✅ The short answer
The Explorer has been one of America's best selling SUVs for decades, so there is a huge sample size of owner reports. That cuts both ways: real patterns show up clearly, but every quirk also gets amplified online. Below we separate the genuinely recurring issues from one-off complaints, and we tell you the mileage window where each one usually surfaces.
📊 The recurring problems by mileage and cost
These are the issues that come up over and over across the 2011-2019 fifth generation and, to a lesser degree, the 2020+ sixth generation. Costs are typical independent-shop ranges and vary by region and engine.
| Problem | Typical Mileage | Repair Cost | How Common |
|---|---|---|---|
| Transmission shudder / harsh shifts | 90k-120k | $300-$3,500 | Very common (V6 6-speed) |
| Water pump (internal) coolant leak | 100k-150k | $1,500-$3,000 | Common on 3.5L/3.7L V6 |
| PTU (power transfer unit) failure | 80k-100k | $1,200-$2,500 | Common on AWD |
| Coolant in cylinder on 3.5L EcoBoost | 60k-120k | $1,000+ | Model-year specific |
| AC/heater (blend door, compressor) | 50k-100k | $200-$1,400 | Moderate |
| Door ajar / electrical gremlins | 40k-90k | $100-$600 | Moderate, model-year specific |
⚙️ The big three explained
1. Transmission shudder and rough shifting
This is the number one complaint. The 6-speed automatic in many V6 models can develop a shudder, hesitation, or clunk, often felt between 30 and 50 mph or on light acceleration. Sometimes it is fixed with a fluid flush and updated software, which is the cheap end. If the torque converter or internals are worn, you are looking at a much bigger bill. If you feel a vibration that comes and goes under load, read our breakdown of what transmission shudder actually means before you panic.
2. Internal water pump and coolant intrusion
On the 3.5L and 3.7L Cyclone V6, the water pump is buried behind the timing cover and driven by the timing chain. When the seal fails, coolant can mix with the engine oil instead of dripping on the ground, so you may not notice until damage is done. Because the timing cover has to come off, this is one of the priciest routine Explorer repairs. Watch for a low coolant light with no visible puddle and a milky look on the oil cap. Related codes often point at P0128 coolant temperature problems.
3. PTU failure on AWD models
The power transfer unit sends power to the rear wheels on AWD Explorers. Many run a sealed, low-capacity fluid that degrades with heat. As it breaks down the PTU whines, leaks, and eventually fails, sometimes taking the seals and bearings with it. Catching it early with a fluid change (where possible) is far cheaper than replacement. A persistent whine or growl that changes with speed is the classic warning sign.
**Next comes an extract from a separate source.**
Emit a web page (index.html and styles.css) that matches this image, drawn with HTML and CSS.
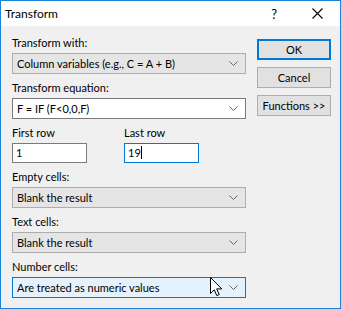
FILE: index.html
```html
<!DOCTYPE html>
<html lang="en">
<head>
  <meta charset="UTF-8">
  <title>Transform</title>
  <link rel="stylesheet" href="styles.css">
</head>
<body>
  <div class="window">
    <div class="titlebar">
      <span class="title">Transform</span>
      <span class="help">?</span>
      <svg class="close" width="11" height="11" viewBox="0 0 11 11">
        <path d="M0.5 0.5 L10.5 10.5 M10.5 0.5 L0.5 10.5" stroke="#000" stroke-width="1.1" fill="none"/>
      </svg>
    </div>

    <div class="content">
      <div class="form">
        <div class="group">
          <div class="label">Transform with:</div>
          <div class="combo">
            <span>Column variables (e.g., C = A + B)</span>
            <svg class="chev" width="9" height="5" viewBox="0 0 9 5"><path d="M0.5 0.5 L4.5 4.5 L8.5 0.5" stroke="#666" fill="none"/></svg>
          </div>
        </div>

        <div class="group">
          <div class="label">Transform equation:</div>
          <div class="combo edit">
            <span>F = IF (F&lt;0,0,F)</span>
            <svg class="chev" width="9" height="5" viewBox="0 0 9 5"><path d="M0.5 0.5 L4.5 4.5 L8.5 0.5" stroke="#666" fill="none"/></svg>
          </div>
        </div>

        <div class="group rows">
          <div class="rowfield">
            <div class="label">First row</div>
            <div class="textbox">1</div>
          </div>
          <div class="rowfield">
            <div class="label">Last row</div>
            <div class="textbox focused">19<span class="caret"></span></div>
          </div>
        </div>

        <div class="group">
          <div class="label">Empty cells:</div>
          <div class="combo">
            <span>Blank the result</span>
            <svg class="chev" width="9" height="5" viewBox="0 0 9 5"><path d="M0.5 0.5 L4.5 4.5 L8.5 0.5" stroke="#666" fill="none"/></svg>
          </div>
        </div>

        <div class="group">
          <div class="label">Text cells:</div>
          <div class="combo">
            <span>Blank the result</span>
            <svg class="chev" width="9" height="5" viewBox="0 0 9 5"><path d="M0.5 0.5 L4.5 4.5 L8.5 0.5" stroke="#666" fill="none"/></svg>
          </div>
        </div>

        <div class="group">
          <div class="label">Number cells:</div>
          <div class="combo hover">
            <span>Are treated as numeric values</span>
            <svg class="chev" width="9" height="5" viewBox="0 0 9 5"><path d="M0.5 0.5 L4.5 4.5 L8.5 0.5" stroke="#666" fill="none"/></svg>
            <svg class="cursor" width="13" height="20" viewBox="0 0 13 20">
              <path d="M0.5 0.5 L0.5 16.5 L4.3 12.8 L6.8 18.6 L9.2 17.6 L6.7 11.9 L11.8 11.9 Z" fill="#fff" stroke="#000" stroke-width="1" stroke-linejoin="miter"/>
            </svg>
          </div>
        </div>
      </div>

      <div class="buttons">
        <button class="default">OK</button>
        <button>Cancel</button>
        <button>Functions &gt;&gt;</button>
      </div>
    </div>
  </div>
</body>
</html>
```

FILE: styles.css
```css
* {
  box-sizing: border-box;
}

body {
  margin: 0;
  font-family: Lato, "Liberation Sans", Arial, sans-serif;
  font-size: 11px;
  color: #000;
  background: #fff;
}

.window {
  width: 341px;
  height: 309px;
  border: 1px solid #1883d7;
  background: #f0f0f0;
}

.titlebar {
  height: 25px;
  background: #fff;
  display: flex;
  align-items: center;
  padding-left: 4px;
}

.title {
  flex: 1;
  font-size: 12px;
}

.help {
  font-size: 13px;
  margin-right: 35px;
}

.close {
  margin-right: 17px;
}

.content {
  display: flex;
  padding-left: 11px;
}

.form {
  width: 234px;
  padding-top: 9px;
}

.group {
  margin-bottom: 6px;
}

.label {
  height: 15px;
  line-height: 15px;
  margin-bottom: 3px;
  color: #000;
}

.combo {
  position: relative;
  height: 21px;
  display: flex;
  align-items: center;
  justify-content: space-between;
  padding: 0 7px 0 4px;
  background: #e5e5e5;
  border: 1px solid #adadad;
}

.combo.edit {
  background: #fff;
  border-color: #7a7a7a;
}

.combo.hover {
  background: #e5f1fb;
  border-color: #0078d7;
}

.chev {
  display: block;
}

.rows {
  display: flex;
  gap: 37px;
}

.rowfield {
  width: 75px;
}

.textbox {
  height: 20px;
  line-height: 18px;
  padding-left: 3px;
  background: #fff;
  border: 1px solid #7a7a7a;
}

.textbox.focused {
  border-color: #0078d7;
}

.caret {
  display: inline-block;
  width: 1px;
  height: 13px;
  background: #000;
  vertical-align: -2px;
}

.cursor {
  position: absolute;
  left: 197px;
  top: -1px;
}

.buttons {
  display: flex;
  flex-direction: column;
  gap: 7px;
  margin-left: 11px;
  padding-top: 13px;
}

.buttons button {
  width: 74px;
  height: 21px;
  padding: 0;
  font-family: inherit;
  font-size: 11px;
  color: #000;
  background: #e1e1e1;
  border: 1px solid #adadad;
}

.buttons button.default {
  border: 2px solid #0078d7;
}
```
⚠️ Common mistakes Explorer owners make
- Ignoring "lifetime" fluids. The transmission and PTU fluids are marketed as lifetime but rarely are. Servicing them on a sensible interval heads off the two most expensive failures.
- Topping off coolant without finding the cause. Repeatedly adding coolant with no visible leak is a red flag for internal water pump failure, not a minor top-off.
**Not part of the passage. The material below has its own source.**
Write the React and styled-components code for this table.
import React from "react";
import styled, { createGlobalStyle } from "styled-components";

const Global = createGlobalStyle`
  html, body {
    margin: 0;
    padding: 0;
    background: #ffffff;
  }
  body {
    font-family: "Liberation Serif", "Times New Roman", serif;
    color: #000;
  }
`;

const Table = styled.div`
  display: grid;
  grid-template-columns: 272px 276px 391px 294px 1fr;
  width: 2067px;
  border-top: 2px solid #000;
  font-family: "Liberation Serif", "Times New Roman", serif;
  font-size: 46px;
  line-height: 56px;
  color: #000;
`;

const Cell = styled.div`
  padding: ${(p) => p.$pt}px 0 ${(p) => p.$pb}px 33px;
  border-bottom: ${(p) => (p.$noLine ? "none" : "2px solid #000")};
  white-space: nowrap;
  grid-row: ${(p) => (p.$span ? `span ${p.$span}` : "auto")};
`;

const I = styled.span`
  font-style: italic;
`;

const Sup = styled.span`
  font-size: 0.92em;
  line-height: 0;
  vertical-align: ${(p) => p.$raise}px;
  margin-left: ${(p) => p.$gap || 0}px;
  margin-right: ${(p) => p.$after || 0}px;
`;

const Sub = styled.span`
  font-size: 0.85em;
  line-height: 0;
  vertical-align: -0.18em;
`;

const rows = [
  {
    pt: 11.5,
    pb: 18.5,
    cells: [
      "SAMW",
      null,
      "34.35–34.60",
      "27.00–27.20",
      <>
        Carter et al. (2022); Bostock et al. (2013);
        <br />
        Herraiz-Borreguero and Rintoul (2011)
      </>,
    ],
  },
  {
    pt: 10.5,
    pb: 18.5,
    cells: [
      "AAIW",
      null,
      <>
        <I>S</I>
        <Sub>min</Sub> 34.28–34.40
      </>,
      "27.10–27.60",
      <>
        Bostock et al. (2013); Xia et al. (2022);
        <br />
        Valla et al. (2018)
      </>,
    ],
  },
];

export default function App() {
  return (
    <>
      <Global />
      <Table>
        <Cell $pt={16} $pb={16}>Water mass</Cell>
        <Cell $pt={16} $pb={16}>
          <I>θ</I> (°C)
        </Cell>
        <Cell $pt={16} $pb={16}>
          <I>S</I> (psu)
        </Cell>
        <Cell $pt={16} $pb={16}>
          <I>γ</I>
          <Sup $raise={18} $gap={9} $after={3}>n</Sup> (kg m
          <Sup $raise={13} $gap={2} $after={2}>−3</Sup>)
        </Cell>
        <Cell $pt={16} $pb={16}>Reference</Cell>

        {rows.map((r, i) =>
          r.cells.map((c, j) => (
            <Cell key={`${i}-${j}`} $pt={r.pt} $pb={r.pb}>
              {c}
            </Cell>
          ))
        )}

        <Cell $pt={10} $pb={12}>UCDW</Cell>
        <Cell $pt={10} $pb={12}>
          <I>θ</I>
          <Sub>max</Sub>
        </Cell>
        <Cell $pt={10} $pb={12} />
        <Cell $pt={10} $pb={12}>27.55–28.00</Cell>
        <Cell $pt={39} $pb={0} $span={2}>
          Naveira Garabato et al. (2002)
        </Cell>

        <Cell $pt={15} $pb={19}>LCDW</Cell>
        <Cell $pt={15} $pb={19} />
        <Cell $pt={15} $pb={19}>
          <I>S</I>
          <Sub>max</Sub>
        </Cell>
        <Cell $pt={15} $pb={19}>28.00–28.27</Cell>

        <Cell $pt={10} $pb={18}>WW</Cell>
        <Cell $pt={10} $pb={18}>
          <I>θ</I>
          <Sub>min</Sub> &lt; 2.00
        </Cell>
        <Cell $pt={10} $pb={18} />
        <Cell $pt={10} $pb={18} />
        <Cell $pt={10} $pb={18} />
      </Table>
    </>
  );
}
- Writing off shudder as "normal." Early shudder can sometimes be fixed cheaply with a flush and software update. Wait too long and the torque converter takes damage.
- Buying a used AWD V6 with no service history. The 90k-130k window is exactly when the big bills land. No records means you should assume they are coming.
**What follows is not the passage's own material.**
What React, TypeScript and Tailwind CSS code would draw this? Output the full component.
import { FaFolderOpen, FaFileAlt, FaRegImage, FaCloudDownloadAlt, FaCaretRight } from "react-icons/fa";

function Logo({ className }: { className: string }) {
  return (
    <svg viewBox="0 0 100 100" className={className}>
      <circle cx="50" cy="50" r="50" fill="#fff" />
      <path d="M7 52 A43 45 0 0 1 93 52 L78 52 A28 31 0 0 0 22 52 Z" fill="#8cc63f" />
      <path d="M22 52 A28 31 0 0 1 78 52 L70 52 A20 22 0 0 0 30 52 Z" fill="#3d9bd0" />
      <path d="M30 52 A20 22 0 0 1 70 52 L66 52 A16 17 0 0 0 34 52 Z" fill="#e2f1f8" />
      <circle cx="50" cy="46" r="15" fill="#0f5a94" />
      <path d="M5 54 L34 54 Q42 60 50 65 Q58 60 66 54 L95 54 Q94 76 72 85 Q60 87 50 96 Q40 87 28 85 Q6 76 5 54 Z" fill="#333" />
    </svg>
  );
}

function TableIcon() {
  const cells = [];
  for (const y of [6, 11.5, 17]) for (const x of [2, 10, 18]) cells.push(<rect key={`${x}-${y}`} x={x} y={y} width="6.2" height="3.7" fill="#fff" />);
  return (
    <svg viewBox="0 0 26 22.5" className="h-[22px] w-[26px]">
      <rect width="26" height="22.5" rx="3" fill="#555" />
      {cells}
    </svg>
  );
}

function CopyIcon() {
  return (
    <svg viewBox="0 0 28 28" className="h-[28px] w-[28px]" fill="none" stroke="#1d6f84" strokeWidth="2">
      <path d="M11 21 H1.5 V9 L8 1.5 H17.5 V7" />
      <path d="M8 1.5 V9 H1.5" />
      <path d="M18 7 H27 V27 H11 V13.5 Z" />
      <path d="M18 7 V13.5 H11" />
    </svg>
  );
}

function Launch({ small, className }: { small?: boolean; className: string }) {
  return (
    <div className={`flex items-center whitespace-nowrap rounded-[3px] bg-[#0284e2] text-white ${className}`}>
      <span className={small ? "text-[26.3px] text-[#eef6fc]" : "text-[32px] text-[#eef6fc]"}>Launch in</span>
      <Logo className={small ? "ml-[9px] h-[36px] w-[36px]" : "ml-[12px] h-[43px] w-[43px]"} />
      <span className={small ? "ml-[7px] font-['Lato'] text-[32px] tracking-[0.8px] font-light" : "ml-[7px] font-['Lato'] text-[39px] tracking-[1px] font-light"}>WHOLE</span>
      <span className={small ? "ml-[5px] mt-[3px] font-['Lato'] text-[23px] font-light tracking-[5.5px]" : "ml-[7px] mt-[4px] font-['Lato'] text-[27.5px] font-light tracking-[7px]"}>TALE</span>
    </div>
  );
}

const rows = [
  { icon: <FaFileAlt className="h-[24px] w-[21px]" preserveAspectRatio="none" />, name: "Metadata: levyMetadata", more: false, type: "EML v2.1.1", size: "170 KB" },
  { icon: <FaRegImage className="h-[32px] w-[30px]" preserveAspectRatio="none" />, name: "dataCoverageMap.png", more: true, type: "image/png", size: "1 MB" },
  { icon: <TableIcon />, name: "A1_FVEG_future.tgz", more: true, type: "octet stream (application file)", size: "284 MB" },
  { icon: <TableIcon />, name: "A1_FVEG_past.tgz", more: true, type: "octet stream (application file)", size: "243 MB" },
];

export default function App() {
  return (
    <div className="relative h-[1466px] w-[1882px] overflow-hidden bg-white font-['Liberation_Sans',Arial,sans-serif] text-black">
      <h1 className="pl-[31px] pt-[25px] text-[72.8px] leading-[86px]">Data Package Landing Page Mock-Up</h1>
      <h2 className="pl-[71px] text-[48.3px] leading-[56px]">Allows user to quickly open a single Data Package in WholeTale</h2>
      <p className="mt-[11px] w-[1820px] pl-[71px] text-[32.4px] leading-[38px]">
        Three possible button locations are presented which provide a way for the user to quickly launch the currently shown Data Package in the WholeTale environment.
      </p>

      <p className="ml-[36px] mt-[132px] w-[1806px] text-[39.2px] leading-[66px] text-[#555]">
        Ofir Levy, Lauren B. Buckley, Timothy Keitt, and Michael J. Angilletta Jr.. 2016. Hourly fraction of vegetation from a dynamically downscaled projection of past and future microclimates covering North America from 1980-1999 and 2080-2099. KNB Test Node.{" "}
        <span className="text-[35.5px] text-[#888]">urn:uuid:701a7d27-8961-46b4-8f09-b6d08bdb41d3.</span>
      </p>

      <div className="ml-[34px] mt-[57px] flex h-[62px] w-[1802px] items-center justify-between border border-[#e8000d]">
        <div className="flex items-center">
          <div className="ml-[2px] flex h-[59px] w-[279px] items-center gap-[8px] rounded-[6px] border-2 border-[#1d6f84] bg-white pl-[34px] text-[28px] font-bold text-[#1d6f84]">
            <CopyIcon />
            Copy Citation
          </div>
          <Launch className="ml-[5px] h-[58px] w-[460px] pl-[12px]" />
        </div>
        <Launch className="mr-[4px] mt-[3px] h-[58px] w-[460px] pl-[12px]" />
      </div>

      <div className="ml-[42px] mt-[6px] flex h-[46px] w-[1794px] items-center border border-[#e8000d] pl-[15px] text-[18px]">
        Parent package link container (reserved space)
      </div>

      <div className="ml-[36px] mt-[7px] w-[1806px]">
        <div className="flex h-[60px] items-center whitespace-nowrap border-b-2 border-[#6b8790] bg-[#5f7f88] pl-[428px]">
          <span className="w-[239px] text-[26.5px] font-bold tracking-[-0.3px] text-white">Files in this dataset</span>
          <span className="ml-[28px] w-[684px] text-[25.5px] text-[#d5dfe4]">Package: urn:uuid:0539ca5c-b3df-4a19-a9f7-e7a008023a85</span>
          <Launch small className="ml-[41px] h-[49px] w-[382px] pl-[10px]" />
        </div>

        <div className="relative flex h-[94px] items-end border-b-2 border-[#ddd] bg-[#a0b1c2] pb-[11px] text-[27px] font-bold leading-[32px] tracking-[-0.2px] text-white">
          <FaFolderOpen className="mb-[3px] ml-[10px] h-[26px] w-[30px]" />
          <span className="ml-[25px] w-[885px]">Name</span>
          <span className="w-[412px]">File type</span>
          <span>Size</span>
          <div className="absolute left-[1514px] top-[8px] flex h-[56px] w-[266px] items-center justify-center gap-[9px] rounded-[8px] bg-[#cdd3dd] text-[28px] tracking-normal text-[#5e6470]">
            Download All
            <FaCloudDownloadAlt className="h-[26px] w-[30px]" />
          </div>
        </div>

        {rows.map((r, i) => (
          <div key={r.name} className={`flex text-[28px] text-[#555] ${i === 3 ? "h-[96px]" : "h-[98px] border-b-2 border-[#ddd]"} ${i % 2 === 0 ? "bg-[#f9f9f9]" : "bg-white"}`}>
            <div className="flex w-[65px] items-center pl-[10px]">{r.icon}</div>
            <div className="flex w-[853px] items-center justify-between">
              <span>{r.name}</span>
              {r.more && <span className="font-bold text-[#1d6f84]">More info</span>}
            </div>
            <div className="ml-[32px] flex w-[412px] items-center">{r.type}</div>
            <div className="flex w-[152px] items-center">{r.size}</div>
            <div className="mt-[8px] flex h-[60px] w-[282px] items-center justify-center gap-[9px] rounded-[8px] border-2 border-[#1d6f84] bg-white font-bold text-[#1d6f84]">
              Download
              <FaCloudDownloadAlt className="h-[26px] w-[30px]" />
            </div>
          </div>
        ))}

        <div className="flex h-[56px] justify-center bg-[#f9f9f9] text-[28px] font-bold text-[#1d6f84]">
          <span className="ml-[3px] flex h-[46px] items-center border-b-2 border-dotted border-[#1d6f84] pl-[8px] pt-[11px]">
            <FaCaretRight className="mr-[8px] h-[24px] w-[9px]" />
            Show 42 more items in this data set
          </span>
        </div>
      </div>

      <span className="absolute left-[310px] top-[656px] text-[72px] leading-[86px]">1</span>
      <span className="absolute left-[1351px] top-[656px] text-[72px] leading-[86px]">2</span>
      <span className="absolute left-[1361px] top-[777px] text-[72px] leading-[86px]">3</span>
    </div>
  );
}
🧮 How to decide if it is worth fixing or buying
Use this quick framework whether you already own an Explorer or are shopping for a used one.
- Identify the engine and drivetrain. A FWD 4-cylinder Explorer skips most PTU and internal water pump worries. An AWD V6 carries the full risk profile.
- Check the mileage band. Under 80k with records, risk is lower. Between 90k and 130k with no big-ticket history, budget $1,500-$3,000 for one likely repair.
- Test drive for the symptoms. Feel for shudder around 30-50 mph, listen for PTU whine, and confirm AC blows cold and hot on demand.
- Price the repair before you commit. If a shop quoted you, run it through our repair quote checker to see if the price is fair before you say yes.
- Compare to the car's value. A $2,500 water pump on a $6,000 SUV with otherwise good records is usually still worth it. The same bill on a rough, neglected example is not.
❓ Frequently asked questions
📝 TL;DR
The Ford Explorer is dependable enough to recommend, but it has a known set of recurring problems. Expect transmission shudder, internal water pump leaks on the V6, and PTU failures on AWD, mostly landing between 80,000 and 130,000 miles. Buy with service records, test drive for the symptoms, and price any repair before you commit. Handle the big three proactively and an Explorer can run well past 150,000 miles.